Ward's version of "Maids When You're Young", a traditional song popularised by The Dubliners, was nominated for best traditional track at the BBC Radio 2 Folk Awards 2012. It was included on the first CD of the album BBC Radio 2 Folk Awards 2012.

==Reception==
The album was critically acclaimed. Alex Gallacher, for Folk Radio UK, described it as an "exceptionally talented debut". Robin Denselow, in a four-starred review for The Guardian, said: "[T]his mature and varied set matches painful laments against the occasional humorous song. She may be surrounded by established musicians, but doesn't rely on them, as she proves with her unaccompanied treatment of A Stitch in Time, Mike Waterson's story of a wife's revenge against a drunken husband. Elsewhere, she provides a delicate solo vocal on The Fairy Boy, before being joined by Belinda O'Hooley's bravely sparse piano accompaniment, and demonstrates more gutsy singing on a rousing Maids When You're Young. But the best songs are the bleakest: Death is a thoughtful setting for verses supposedly written by Anne Boleyn before her execution, while Bricks and Love is a self-composed ballad of death and the folk scene, based on a true story. It's the most poignant new song I've heard this year." Allan Wilkinson, for Northern Sky music magazine, said: "The traditional songs are each delivered with a confidence and expressiveness, unusual for one so young...A truly exceptional debut."

==Track listing==

| No. | Title | Writer(s) | Length |
|---|---|---|---|
| 1. | "The Fairy Boy" | Samuel Lover (c.1840) | 3:37 |
| 2. | "Alice in the Bacon Box" | Lucy Ward | 4:00 |
| 3. | "Maids When You're Young" (Roud 210) | traditional, arranged by Lucy Ward | 3.27 |
| 4. | "Death (Rock Me to Sleep)" | words attributed to Anne Boleyn, music by Lucy Ward | 3:33 |
| 5. | "The Unfortunate Lass" (Roud 2; Laws Q26/B1; G/D 7:1404) | traditional, arranged by Lucy Ward | 4.07 |
| 6. | "Julia" | Lucy Ward | 4.58 |
| 7. | "The Two Sisters" (Roud 8; Child 10; G/D 2:213) | traditional, arranged by Lucy Ward | 4.02 |
| 8. | "Adelphi" | Lucy Ward | 4.22 |
| 9. | "F for Love" | Lucy Ward | 4.21 |
| 10. | "A Stitch in Time" | Mike Waterson | 4.14 |
| 11. | "Bricks and Love" | Lucy Ward; chorus taken from "Eriskay Love lilt" | 4.21 |

==Musicians==
- Lucy Ward – vocals, concertina, guitar, percussion
- Stu Hanna – banjo, mandolin, acoustic guitar, backing vocals
- Sam Pegg – bass
- Belinda O'Hooley – piano, backing vocals
- Heidi Tidow – backing vocals
- Debbi Hanna – backing vocals

==Production==
The album was produced by Stu Hanna and was recorded at Greengage Studio and West End Road Studios.

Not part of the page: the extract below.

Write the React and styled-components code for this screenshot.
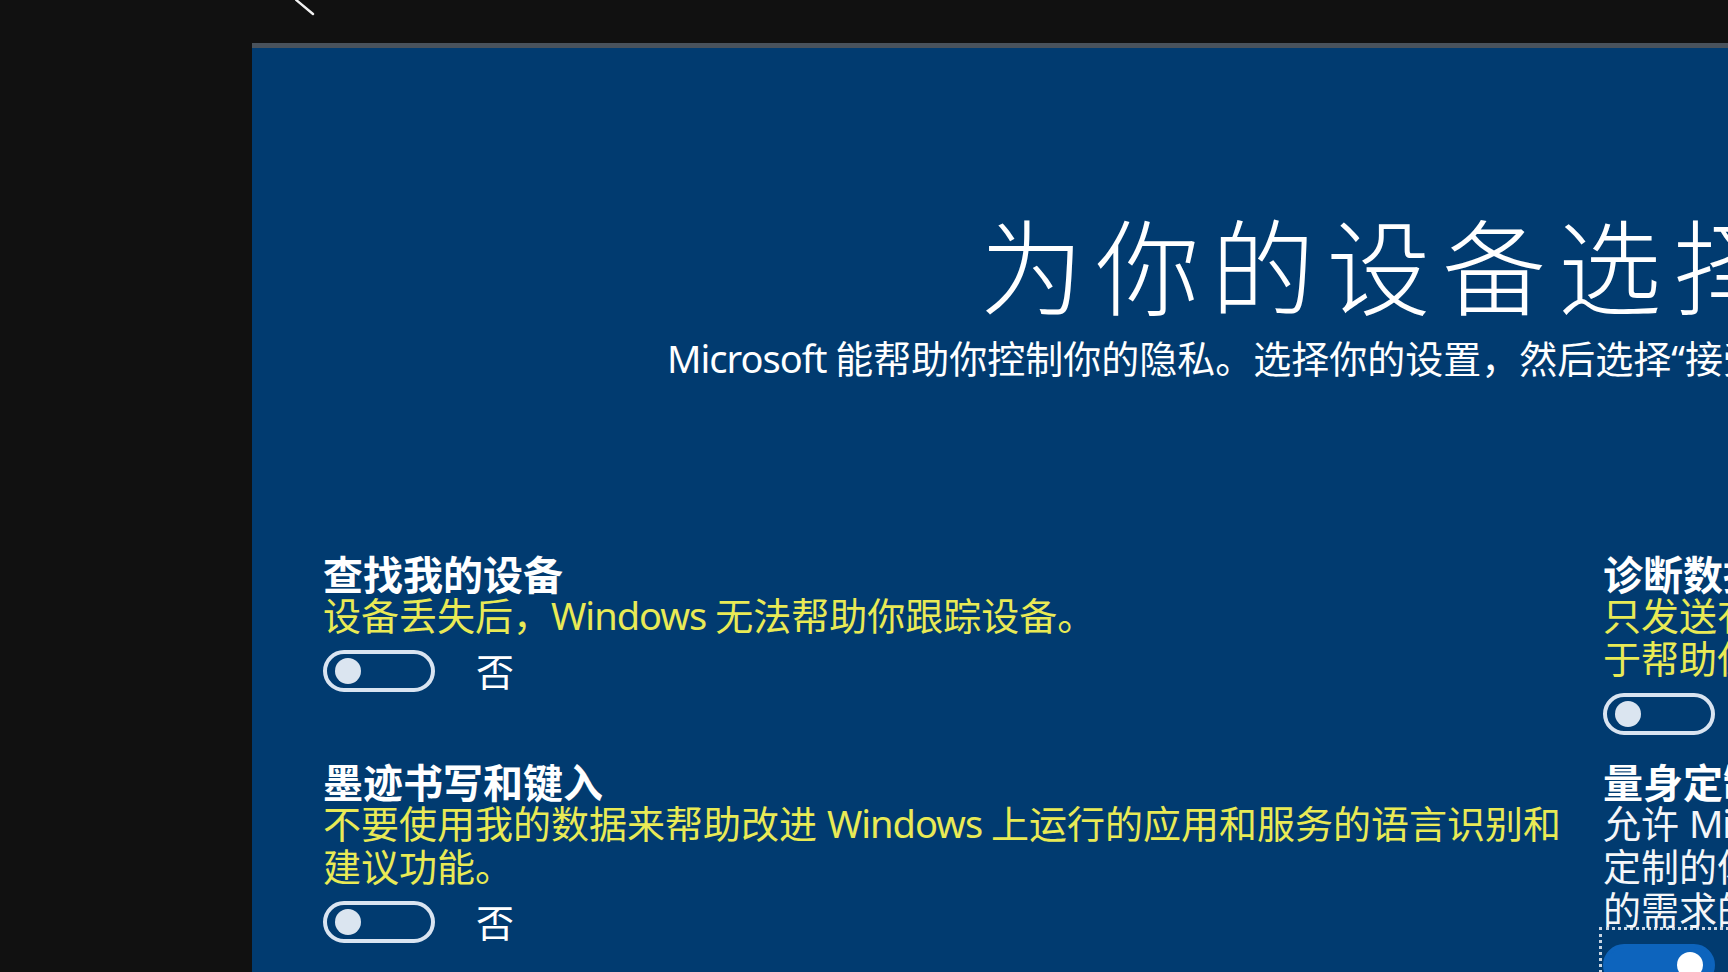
import React from "react";
import styled, { createGlobalStyle } from "styled-components";

const Global = createGlobalStyle`
  html, body { margin: 0; padding: 0; background: #111111; }
  body { overflow: hidden; }
  * { box-sizing: border-box; }
`;

const FONT = `"Noto Sans", "Noto Sans CJK SC", sans-serif`;

const Screen = styled.div`
  width: 1728px;
  height: 972px;
  overflow: hidden;
  background: #111111;
  display: flex;
  flex-direction: column;
  font-family: ${FONT};
`;

const TopBar = styled.div`
  height: 43px;
  flex: 0 0 43px;
  padding-left: 295px;
  display: flex;
  align-items: flex-start;
`;

const BackArrow = () => (
  <svg width="22" height="18" viewBox="0 0 22 18" aria-hidden="true">
    <line x1="0" y1="-1" x2="18" y2="14" stroke="#f2f2f2" strokeWidth="2.4" strokeLinecap="round" />
  </svg>
);

const Panel = styled.main`
  flex: 1;
  margin-left: 252px;
  background: #013b70;
  border-top: 5px solid #49525c;
  overflow: hidden;
  color: #ffffff;
`;

const Header = styled.header`
  padding-top: 168px;
  display: flex;
  flex-direction: column;
`;

const Title = styled.h1`
  margin: 0 0 0 728px;
  font-size: 104px;
  letter-spacing: 11.5px;
  line-height: 1;
  font-weight: 300;
  white-space: nowrap;
  color: #ffffff;
`;

const Subtitle = styled.p`
  margin: 16px 0 0 415px;
  font-size: 38px;
  line-height: 1.2;
  white-space: nowrap;
  color: #ffffff;
`;

const Latin = styled.span`
  letter-spacing: -1px;
`;

const Grid = styled.section`
  margin: 174px 0 0 71px;
  display: grid;
  grid-template-columns: 1240px 1240px;
  column-gap: 40px;
  row-gap: 28px;
  align-items: start;
`;

const Setting = styled.div`
  display: flex;
  flex-direction: column;
`;

const Heading = styled.h2`
  margin: 0;
  font-size: 40px;
  line-height: 38px;
  font-weight: 700;
  white-space: nowrap;
  color: #ffffff;
`;

const Desc = styled.div`
  font-size: 38px;
  line-height: 43px;
  color: ${(p) => (p.$plain ? "#f4f6f8" : "#e9ea55")};
`;

const Line = styled.span`
  display: block;
  white-space: nowrap;
`;

const ToggleRow = styled.div`
  position: relative;
  margin-top: 13px;
  display: flex;
  align-items: center;
  gap: 41px;
  align-self: flex-start;
  ${(p) =>
    p.$focused &&
    `
    &::before {
      content: "";
      position: absolute;
      left: -4px;
      top: -17px;
      right: -20px;
      bottom: -17px;
      border: 3px dotted rgba(235, 240, 246, 0.85);
      pointer-events: none;
    }
  `}
`;

const Track = styled.span`
  width: 112px;
  height: 42px;
  border-radius: 21px;
  border: 4px solid ${(p) => (p.$on ? "#0d64bd" : "#d9e4f1")};
  background: ${(p) => (p.$on ? "#0d64bd" : "transparent")};
  display: flex;
  align-items: center;
  justify-content: ${(p) => (p.$on ? "flex-end" : "flex-start")};
  padding: 0 8px;
`;

const Knob = styled.span`
  width: 26px;
  height: 26px;
  border-radius: 50%;
  background: ${(p) => (p.$on ? "#ffffff" : "#dbe5f0")};
`;

const ToggleLabel = styled.span`
  font-size: 38px;
  line-height: 43px;
  color: #ffffff;
`;

function Mixed({ text }) {
  const parts = text.split(/([A-Za-z]+ ?)/);
  return parts.map((part, i) =>
    /[A-Za-z]/.test(part) ? <Latin key={i}>{part}</Latin> : <React.Fragment key={i}>{part}</React.Fragment>
  );
}

const settings = [
  {
    title: "查找我的设备",
    lines: ["设备丢失后，Windows 无法帮助你跟踪设备。"],
    on: false,
  },
  {
    title: "诊断数据",
    lines: [
      "只发送有关你的设备、其设置和功能以及设备是否正常运行的信息。诊断数据用",
      "于帮助保持 Windows 的安全性和最新状态、排查问题以及改进产品。",
    ],
    on: false,
  },
  {
    title: "墨迹书写和键入",
    lines: [
      "不要使用我的数据来帮助改进 Windows 上运行的应用和服务的语言识别和",
      "建议功能。",
    ],
    on: false,
  },
  {
    title: "量身定制的体验",
    lines: [
      "允许 Microsoft 使用你的诊断数据为你提供个性化提示、广告和建议，以便提供量身",
      "定制的体验，从而增强你的 Microsoft 体验，并提供更能满足你",
      "的需求的推荐内容。",
    ],
    on: true,
    plain: true,
    focused: true,
  },
];

export default function App() {
  return (
    <>
      <Global />
      <Screen>
        <TopBar>
          <BackArrow />
        </TopBar>
        <Panel>
          <Header>
            <Title>为你的设备选择隐私设置</Title>
            <Subtitle>
              <Mixed text="Microsoft 能帮助你控制你的隐私。选择你的设置，然后选择“接受”以保存这些设置。你可以随时更改这些设置。" />
            </Subtitle>
          </Header>
          <Grid>
            {settings.map((s) => (
              <Setting key={s.title}>
                <Heading>{s.title}</Heading>
                <Desc $plain={s.plain}>
                  {s.lines.map((l) => (
                    <Line key={l}>
                      <Mixed text={l} />
                    </Line>
                  ))}
                </Desc>
                <ToggleRow $focused={s.focused}>
                  <Track $on={s.on}>
                    <Knob $on={s.on} />
                  </Track>
                  <ToggleLabel>{s.on ? "是" : "否"}</ToggleLabel>
                </ToggleRow>
              </Setting>
            ))}
          </Grid>
        </Panel>
      </Screen>
    </>
  );
}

The cover photography on the CD was by Elly Lucas.

==Legacy==
Ward's song "Old Alice in the Bacon Box" inspired several paintings by the artist Bartholomew Beal of Derbyshire's folklore, people and the industrial history of the Derwent Valley Mills heritage site that were exhibited at Derby Museum and Art Gallery from September to November 2013.